BRIEF: Set down each line of the material that follows, exactly, with no pictures.

DATA EXCERPT:
-- START --

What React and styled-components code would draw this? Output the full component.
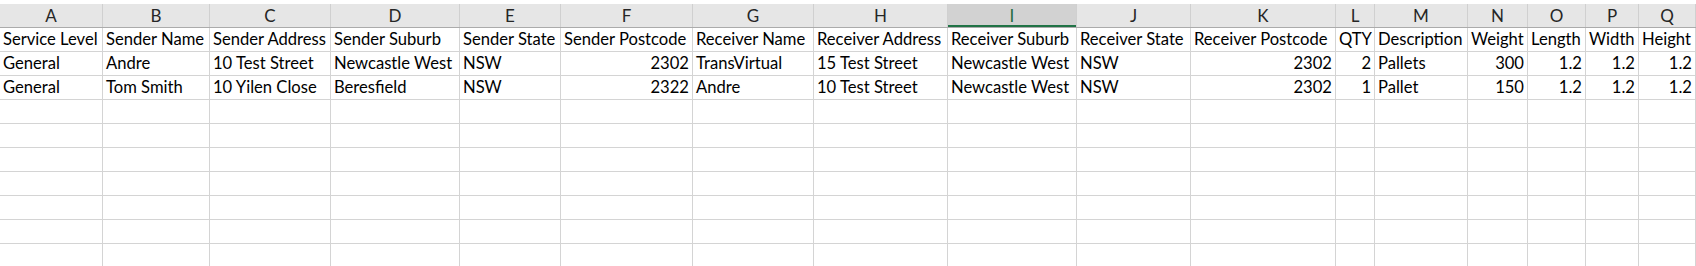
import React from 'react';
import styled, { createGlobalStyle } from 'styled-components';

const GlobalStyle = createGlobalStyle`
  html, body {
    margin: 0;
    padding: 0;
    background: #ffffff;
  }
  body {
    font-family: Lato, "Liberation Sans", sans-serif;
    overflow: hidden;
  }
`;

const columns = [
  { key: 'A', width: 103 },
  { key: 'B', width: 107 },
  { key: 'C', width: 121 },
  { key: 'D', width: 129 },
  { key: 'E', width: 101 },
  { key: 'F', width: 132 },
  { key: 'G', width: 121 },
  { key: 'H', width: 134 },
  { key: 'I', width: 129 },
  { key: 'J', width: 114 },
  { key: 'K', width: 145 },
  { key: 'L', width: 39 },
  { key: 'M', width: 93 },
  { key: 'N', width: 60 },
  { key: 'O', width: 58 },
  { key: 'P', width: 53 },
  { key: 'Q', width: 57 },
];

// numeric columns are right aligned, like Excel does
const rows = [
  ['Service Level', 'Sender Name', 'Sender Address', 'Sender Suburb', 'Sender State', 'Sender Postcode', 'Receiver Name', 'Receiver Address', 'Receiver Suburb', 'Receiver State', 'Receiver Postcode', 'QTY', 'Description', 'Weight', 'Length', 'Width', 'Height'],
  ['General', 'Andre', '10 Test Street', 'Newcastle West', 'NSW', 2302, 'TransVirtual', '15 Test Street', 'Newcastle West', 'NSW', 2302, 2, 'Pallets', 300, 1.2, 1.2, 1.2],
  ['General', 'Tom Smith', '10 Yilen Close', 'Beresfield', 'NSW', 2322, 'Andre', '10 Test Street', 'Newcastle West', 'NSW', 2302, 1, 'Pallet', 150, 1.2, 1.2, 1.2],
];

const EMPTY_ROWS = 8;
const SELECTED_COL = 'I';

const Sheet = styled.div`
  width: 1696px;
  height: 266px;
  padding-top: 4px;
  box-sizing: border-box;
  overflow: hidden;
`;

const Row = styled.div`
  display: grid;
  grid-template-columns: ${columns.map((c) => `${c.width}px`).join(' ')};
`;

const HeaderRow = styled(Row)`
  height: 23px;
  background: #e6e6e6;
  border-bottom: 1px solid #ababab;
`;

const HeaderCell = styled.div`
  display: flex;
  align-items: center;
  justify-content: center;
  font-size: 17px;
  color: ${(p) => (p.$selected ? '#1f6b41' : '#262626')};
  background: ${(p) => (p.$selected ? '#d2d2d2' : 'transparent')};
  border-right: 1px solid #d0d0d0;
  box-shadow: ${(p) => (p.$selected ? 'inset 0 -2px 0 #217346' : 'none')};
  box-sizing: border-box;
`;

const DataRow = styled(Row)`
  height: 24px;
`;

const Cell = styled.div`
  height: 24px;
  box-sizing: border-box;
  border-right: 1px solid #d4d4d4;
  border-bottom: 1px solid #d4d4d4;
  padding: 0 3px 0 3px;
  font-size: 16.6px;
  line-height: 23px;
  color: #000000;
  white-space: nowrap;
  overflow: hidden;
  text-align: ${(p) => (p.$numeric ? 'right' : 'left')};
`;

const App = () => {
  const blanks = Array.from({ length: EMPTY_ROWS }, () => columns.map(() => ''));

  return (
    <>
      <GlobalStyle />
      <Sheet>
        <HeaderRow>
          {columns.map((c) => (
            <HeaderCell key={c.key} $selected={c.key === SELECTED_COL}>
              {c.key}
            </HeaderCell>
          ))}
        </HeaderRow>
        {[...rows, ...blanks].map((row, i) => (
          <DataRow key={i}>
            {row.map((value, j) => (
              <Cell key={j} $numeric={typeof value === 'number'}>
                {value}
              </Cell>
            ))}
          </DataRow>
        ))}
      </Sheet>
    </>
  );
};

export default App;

-- END --

EXERCISE SOLUTION:
What React and styled-components code would draw this? Output the full component.
import React from 'react';
import styled, { createGlobalStyle } from 'styled-components';

const GlobalStyle = createGlobalStyle`
  html, body {
    margin: 0;
    padding: 0;
    background: #ffffff;
  }
  body {
    font-family: Lato, "Liberation Sans", sans-serif;
    overflow: hidden;
  }
`;

const columns = [
  { key: 'A', width: 103 },
  { key: 'B', width: 107 },
  { key: 'C', width: 121 },
  { key: 'D', width: 129 },
  { key: 'E', width: 101 },
  { key: 'F', width: 132 },
  { key: 'G', width: 121 },
  { key: 'H', width: 134 },
  { key: 'I', width: 129 },
  { key: 'J', width: 114 },
  { key: 'K', width: 145 },
  { key: 'L', width: 39 },
  { key: 'M', width: 93 },
  { key: 'N', width: 60 },
  { key: 'O', width: 58 },
  { key: 'P', width: 53 },
  { key: 'Q', width: 57 },
];

// numeric columns are right aligned, like Excel does
const rows = [
  ['Service Level', 'Sender Name', 'Sender Address', 'Sender Suburb', 'Sender State', 'Sender Postcode', 'Receiver Name', 'Receiver Address', 'Receiver Suburb', 'Receiver State', 'Receiver Postcode', 'QTY', 'Description', 'Weight', 'Length', 'Width', 'Height'],
  ['General', 'Andre', '10 Test Street', 'Newcastle West', 'NSW', 2302, 'TransVirtual', '15 Test Street', 'Newcastle West', 'NSW', 2302, 2, 'Pallets', 300, 1.2, 1.2, 1.2],
  ['General', 'Tom Smith', '10 Yilen Close', 'Beresfield', 'NSW', 2322, 'Andre', '10 Test Street', 'Newcastle West', 'NSW', 2302, 1, 'Pallet', 150, 1.2, 1.2, 1.2],
];

const EMPTY_ROWS = 8;
const SELECTED_COL = 'I';

const Sheet = styled.div`
  width: 1696px;
  height: 266px;
  padding-top: 4px;
  box-sizing: border-box;
  overflow: hidden;
`;

const Row = styled.div`
  display: grid;
  grid-template-columns: ${columns.map((c) => `${c.width}px`).join(' ')};
`;

const HeaderRow = styled(Row)`
  height: 23px;
  background: #e6e6e6;
  border-bottom: 1px solid #ababab;
`;

const HeaderCell = styled.div`
  display: flex;
  align-items: center;
  justify-content: center;
  font-size: 17px;
  color: ${(p) => (p.$selected ? '#1f6b41' : '#262626')};
  background: ${(p) => (p.$selected ? '#d2d2d2' : 'transparent')};
  border-right: 1px solid #d0d0d0;
  box-shadow: ${(p) => (p.$selected ? 'inset 0 -2px 0 #217346' : 'none')};
  box-sizing: border-box;
`;

const DataRow = styled(Row)`
  height: 24px;
`;

const Cell = styled.div`
  height: 24px;
  box-sizing: border-box;
  border-right: 1px solid #d4d4d4;
  border-bottom: 1px solid #d4d4d4;
  padding: 0 3px 0 3px;
  font-size: 16.6px;
  line-height: 23px;
  color: #000000;
  white-space: nowrap;
  overflow: hidden;
  text-align: ${(p) => (p.$numeric ? 'right' : 'left')};
`;

const App = () => {
  const blanks = Array.from({ length: EMPTY_ROWS }, () => columns.map(() => ''));

  return (
    <>
      <GlobalStyle />
      <Sheet>
        <HeaderRow>
          {columns.map((c) => (
            <HeaderCell key={c.key} $selected={c.key === SELECTED_COL}>
              {c.key}
            </HeaderCell>
          ))}
        </HeaderRow>
        {[...rows, ...blanks].map((row, i) => (
          <DataRow key={i}>
            {row.map((value, j) => (
              <Cell key={j} $numeric={typeof value === 'number'}>
                {value}
              </Cell>
            ))}
          </DataRow>
        ))}
      </Sheet>
    </>
  );
};

export default App;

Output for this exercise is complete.